High School After School Program Quality Self-Assessment Rubric (QSAR)
The QSAR Tool provides after school programs serving older youth with a clear and concise way to start important conversations about program quality. The QSAR Tool facilitates program quality improvement and support through a self-directed process, rather than through external monitoring. The QSAR Tool is meant to support a reflective process in which program staff and stakeholders explore their own programs and work collaboratively to develop strategies to enhance policies, procedures and practices. The QSAR Tool will help program staff and stakeholders assess their program and identify their strengths and challenges. As a result, the QSAR Tool is appropriate for formative assessment and building teams that will work toward program improvement. The QSAR Tool should not be used as an external evaluation measure.
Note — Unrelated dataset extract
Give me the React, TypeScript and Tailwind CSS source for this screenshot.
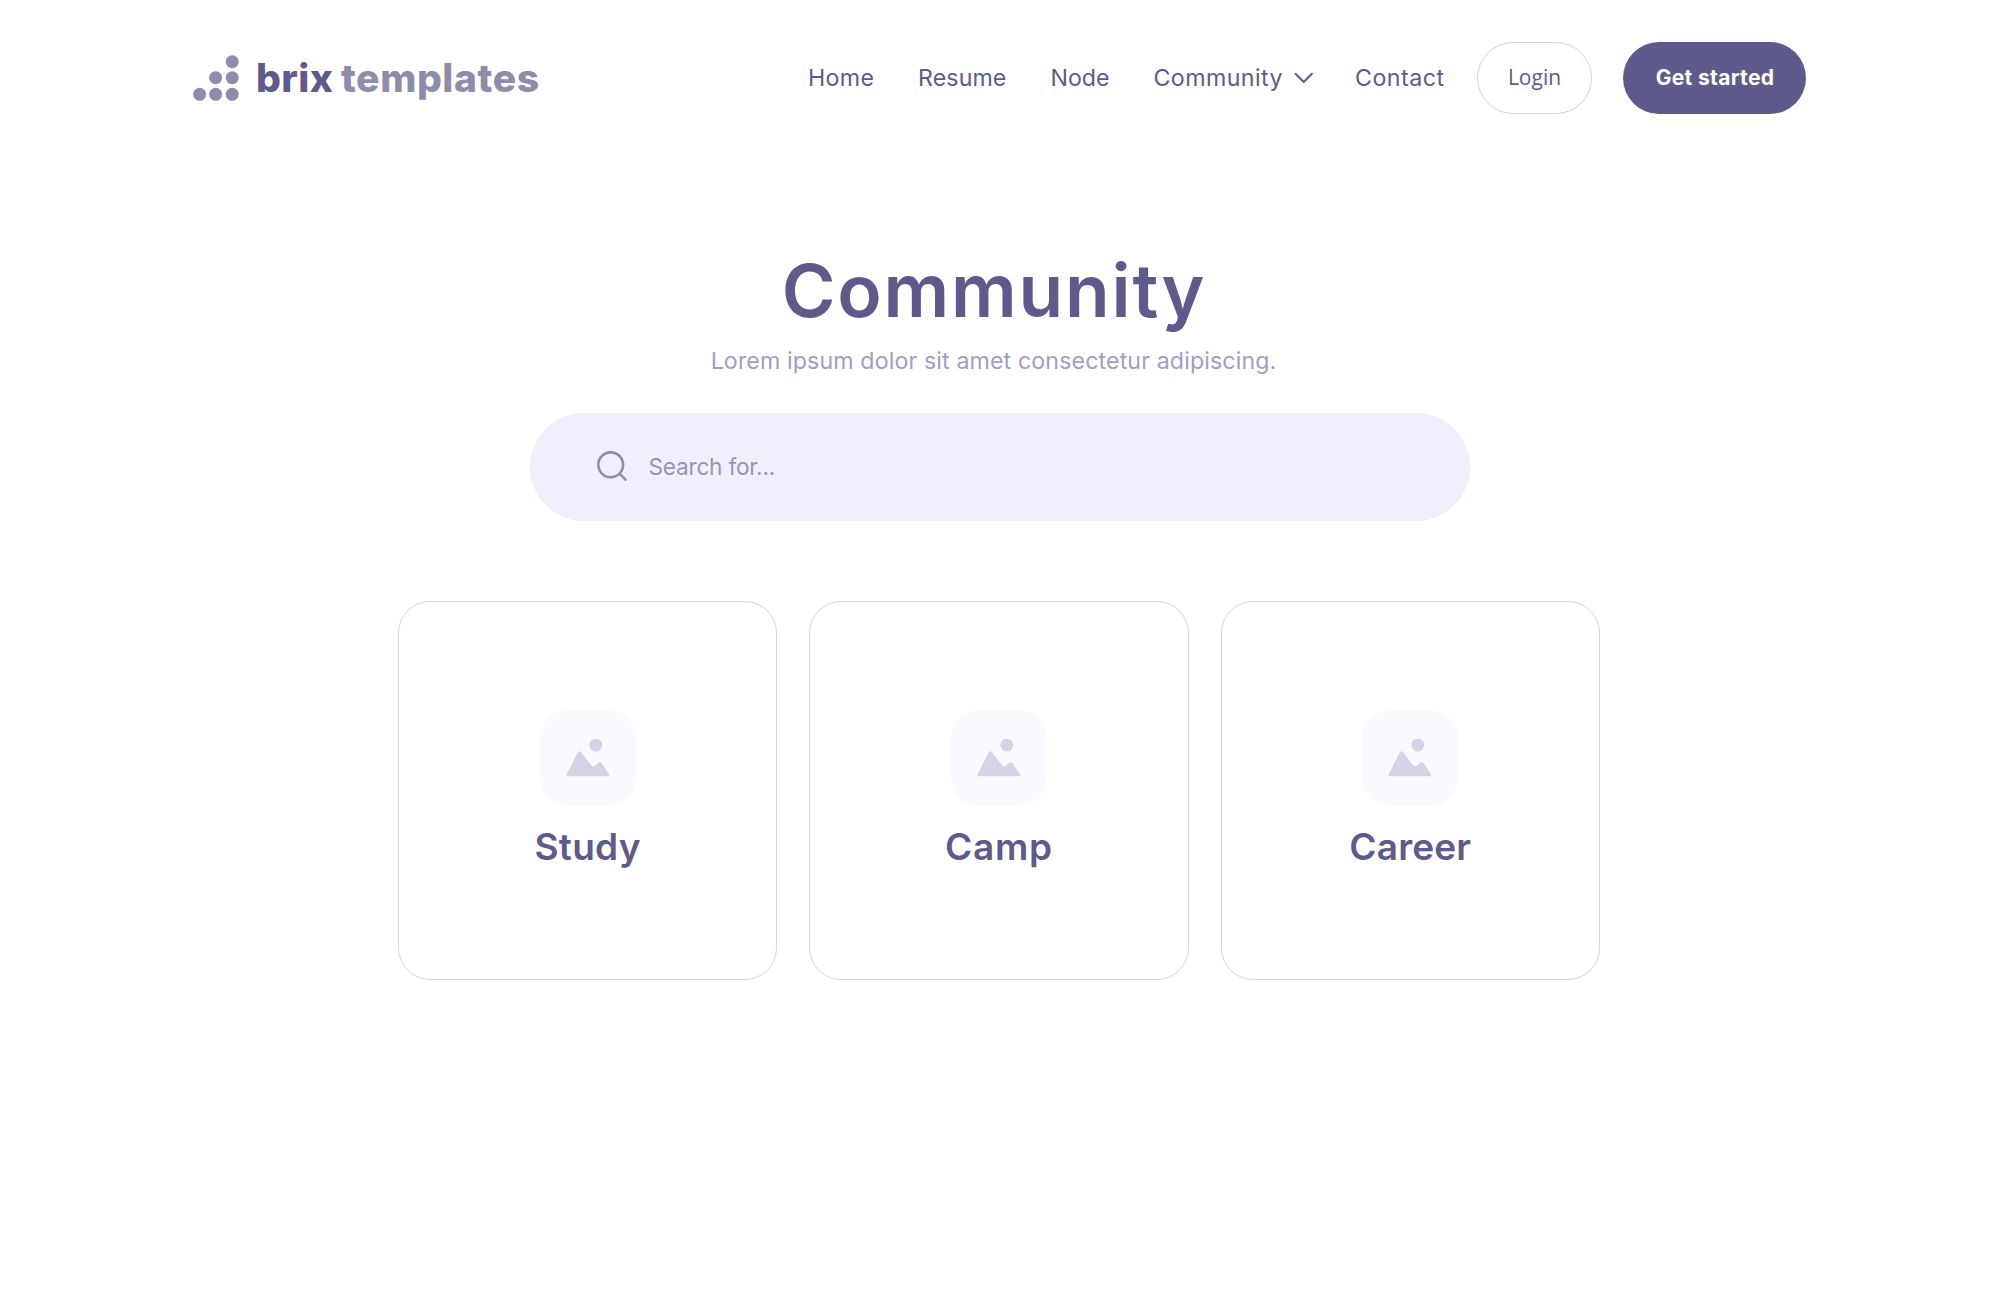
type NavItem = { label: string; box: string };

const navItems: NavItem[] = [
  { label: "Home", box: "w-[110px] tracking-[0.35px]" },
  { label: "Resume", box: "w-[132.5px] tracking-[0.1px]" },
  { label: "Node", box: "w-[103px] tracking-[0px]" },
];

const cards = [
  { label: "Study", tracking: "tracking-[0.3px]" },
  { label: "Camp", tracking: "tracking-[0.8px]" },
  { label: "Career", tracking: "tracking-[0.2px]" },
];

function LogoMark() {
  return (
    <svg width="48" height="48" viewBox="0 0 48 48" fill="#8F8BAB" className="shrink-0">
      <circle cx="39.2" cy="7.7" r="6.5" />
      <circle cx="22.6" cy="23.7" r="6.5" />
      <circle cx="39.2" cy="23.7" r="6.5" />
      <circle cx="6.6" cy="40.3" r="6.5" />
      <circle cx="22.6" cy="40.3" r="6.5" />
      <circle cx="39.2" cy="40.3" r="6.5" />
    </svg>
  );
}

function Chevron() {
  return (
    <svg width="20" height="12" viewBox="0 0 20 12" fill="none" className="shrink-0">
      <path d="M1.5 1.7 9.7 10 17.9 1.7" stroke="#5F5A8C" strokeWidth="2" strokeLinecap="round" strokeLinejoin="round" />
    </svg>
  );
}

function SearchIcon() {
  return (
    <svg width="32" height="32" viewBox="0 0 32 32" fill="none" className="shrink-0">
      <circle cx="14.7" cy="13.8" r="12.4" stroke="#8F8BAF" strokeWidth="2.6" />
      <path d="M23.7 22.7 29.6 28.6" stroke="#8F8BAF" strokeWidth="2.6" strokeLinecap="round" />
    </svg>
  );
}

function PictureTile() {
  return (
    <div className="flex size-24 items-center justify-center rounded-[28px] bg-[#FAF9FF]">
      <svg width="44" height="38" viewBox="0 0 44 38" fill="#D6D3E6">
        <circle cx="29.8" cy="6.1" r="6.4" />
        <path d="M11.6 20Q13.2 17.6 15 19.6L24.8 32.2Q26.8 34.6 29 32.8L32.4 30.2Q34.2 29 35.8 31L42.8 41.2Q43.8 43.4 41.6 43.7H2.2Q-0.1 43.4 0.9 41.2Z" transform="translate(0 -6.4)" />
      </svg>
    </div>
  );
}

export default function App() {
  return (
    <div className="min-h-[1299px] w-[1999px] bg-white font-['Inter',sans-serif] text-[#5F5A8C]">
      <header className="flex h-[156px] items-center pl-[193px]">
        <div className="flex h-12 w-[615px] items-center">
          <LogoMark />
          <div className="ml-[15px] flex items-baseline text-[39px] leading-12 font-extrabold">
            <span className="w-[85px] tracking-[0.4px]">brix</span>
            <span className="tracking-[0.6px] text-[#8F8BAB]">templates</span>
          </div>
        </div>
        <nav className="flex items-center text-[23.2px] leading-8">
          {navItems.map((item) => (
            <a key={item.label} className={item.box}>
              {item.label}
            </a>
          ))}
          <a className="flex w-[201.5px] items-center tracking-[0.42px]">
            <span className="w-[140px]">Community</span>
            <Chevron />
          </a>
          <a className="w-[122px] tracking-[0.5px]">Contact</a>
        </nav>
        <button className="flex h-[72px] w-[115px] items-center justify-center rounded-full border border-[#D2CEE4] pb-px font-['Open_Sans',sans-serif] text-[21px] tracking-[0px]">
          Login
        </button>
        <button className="ml-[31px] flex h-[72px] w-[183px] items-center justify-center rounded-full bg-[#5F5A8C] pl-px text-[21px] font-bold tracking-[0.35px] text-white">
          Get started
        </button>
      </header>

      <main>
        <section className="flex flex-col items-center">
          <h1 className="mt-[90px] w-[1988px] pr-[11px] text-center text-[73px] leading-[90px] font-semibold tracking-[1.8px]">
            Community
          </h1>
          <p className="mt-[9px] w-[1988px] pr-[12px] text-center text-[23.2px] leading-8 tracking-[0.12px] text-[#A29DC4]">
            Lorem ipsum dolor sit amet consectetur adipiscing.
          </p>
          <label className="mt-[35.5px] flex h-[108px] w-[940px] items-center rounded-full bg-[#F1EFFB] pl-[66px]">
            <SearchIcon />
            <input
              placeholder="Search for..."
              className="ml-[21px] w-[600px] bg-transparent text-[22.7px] leading-8 tracking-[-0.25px] outline-none placeholder:text-[#9894B5]"
            />
          </label>
        </section>

        <section className="mt-[80px] flex gap-8 pl-[398px]">
          {cards.map((card) => (
            <article
              key={card.label}
              className="flex size-[379.3px] flex-col items-center rounded-[32px] border border-[#D6D3E8] pt-[108px]"
            >
              <PictureTile />
              <h2 className={"mt-[18px] text-[37px] leading-[45px] font-semibold " + card.tracking}>{card.label}</h2>
            </article>
          ))}
        </section>
      </main>
    </div>
  );
}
The High School After School Quality Self-Assessment Rubric (QSAR) was created to support the growing number of high school programs and establish a framework to measure program outcomes and quality in California and Nationwide. The sustainability of an after school program depends upon support from stakeholders- the schools, students, their families, local communities, and community partners. The QSAR provides a common language and framework for various levels of program quality. The rubric allows programs to self-assess their quality in a variety of categories and make a plan for program quality improvement.
A quality after school program not only meets the needs of students, but it also meets the needs of its stakeholders-the school, funders, community partners, and parents. The QSAR is a tool that is intended to help school and district personnel, after school program professional, and community and business partners look at their local programs from multiple perspectives with an eye toward continuous program quality improvement. It allows stakeholders to examine how their program aligns with expectations and reflects identified promising practices.